Importance of Degrees of Freedom

In the formula for sample variance, the division is by (n – 1) instead of n. This is because the sample mean is used to calculate the variance, and the sample mean is a constant. By dividing by (n – 1), we are essentially adjusting for the fact that the sample mean is a constant, and this adjustment is known as the degrees of freedom. The degrees of freedom are essential in statistical analysis, as they provide a more accurate estimate of the population variance.

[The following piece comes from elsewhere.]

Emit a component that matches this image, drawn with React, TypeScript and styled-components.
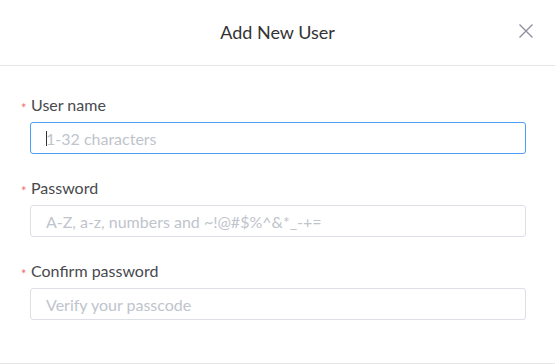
import React from 'react';
import styled, { createGlobalStyle } from 'styled-components';

const GlobalStyle = createGlobalStyle`
  html, body {
    margin: 0;
    padding: 0;
    background: #ffffff;
  }
  body {
    font-family: Lato, "Noto Sans", Arial, sans-serif;
  }
`;

interface FieldDef {
    label: string;
    placeholder: string;
    type: string;
    focused?: boolean;
}

const fields: FieldDef[] = [
    { label: 'User name', placeholder: '1-32 characters', type: 'text', focused: true },
    { label: 'Password', placeholder: 'A-Z, a-z, numbers and ~!@#$%^&*_-+=', type: 'password' },
    { label: 'Confirm password', placeholder: 'Verify your passcode', type: 'password' },
];

export default function App() {
    return (
        <>
            <GlobalStyle />
            <Dialog>
                <Header>
                    <Title>Add New User</Title>
                    <CloseButton aria-label="Close">
                        <svg width="16" height="16" viewBox="0 0 16 16">
                            <path d="M1.5 1.5 L14.5 14.5 M14.5 1.5 L1.5 14.5" stroke="#8a8e99" strokeWidth="1.3" fill="none" />
                        </svg>
                    </CloseButton>
                </Header>
                <Body>
                    {fields.map((f) => (
                        <Field key={f.label}>
                            <Label>{f.label}</Label>
                            <InputWrap>
                                <Input type={f.type} placeholder={f.placeholder} $focused={f.focused} />
                                {f.focused && <Caret />}
                            </InputWrap>
                        </Field>
                    ))}
                </Body>
                <Footer />
            </Dialog>
        </>
    );
}

const Dialog = styled.div`
  width: 555px;
  background: #fff;
  display: flex;
  flex-direction: column;
`;

const Header = styled.div`
  position: relative;
  height: 65px;
  display: flex;
  align-items: center;
  justify-content: center;
  border-bottom: 1px solid #e6e6e6;
`;

const Title = styled.h2`
  margin: 0;
  font-size: 18px;
  font-weight: 400;
  color: #333333;
  line-height: 24px;
  padding-bottom: 1px;
`;

const CloseButton = styled.button`
  position: absolute;
  right: 21px;
  top: 23px;
  width: 16px;
  height: 16px;
  padding: 0;
  border: none;
  background: none;
  display: flex;
  cursor: pointer;
`;

const Body = styled.div`
  padding: 27px 29px 43px 30px;
  display: flex;
  flex-direction: column;
  gap: 22px;
`;

const Field = styled.div`
  display: flex;
  flex-direction: column;
  gap: 5px;
`;

const Label = styled.label`
  position: relative;
  font-size: 16px;
  line-height: 24px;
  color: #48494d;
  padding-left: 1px;

  &::before {
    content: '*';
    position: absolute;
    left: -9px;
    top: 3px;
    font-size: 13px;
    color: #f56c6c;
  }
`;

const InputWrap = styled.div`
  position: relative;
`;

const Input = styled.input<{ $focused?: boolean }>`
  box-sizing: border-box;
  width: 100%;
  height: 32px;
  padding: 0 15px;
  border: 1px solid ${(p) => (p.$focused ? '#4d9ef5' : '#dcdfe6')};
  border-radius: 3px;
  font-family: Lato, "Noto Sans", Arial, sans-serif;
  font-size: 16px;
  color: #333;
  outline: none;
  background: #fff;

  &::placeholder {
    color: #c0c4cc;
  }
`;

const Caret = styled.span`
  position: absolute;
  left: 16px;
  top: 9px;
  width: 1px;
  height: 15px;
  background: #333;
`;

const Footer = styled.div`
  border-top: 1px solid #e6e6e6;
`;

There are several types of variance, including:

– Population variance: This is the variance of the entire population of data.
– Sample variance: This is the variance of a sample of the data.
– Conditional variance: This is the variance of a subset of the data, given a specific condition.
– Multivariate variance: This is the variance of multiple variables, and it is used to analyze the relationships between the variables.

Applications of Variance

Variance has numerous applications in various fields, including:

– Finance: Variance is used to measure the risk of an investment. A high variance indicates a high risk, while a low variance indicates a low risk.
– Economics: Variance is used to measure the spread of economic data, such as income or prices.
– Engineering: Variance is used to measure the spread of data in engineering applications, such as the strength of materials or the reliability of systems.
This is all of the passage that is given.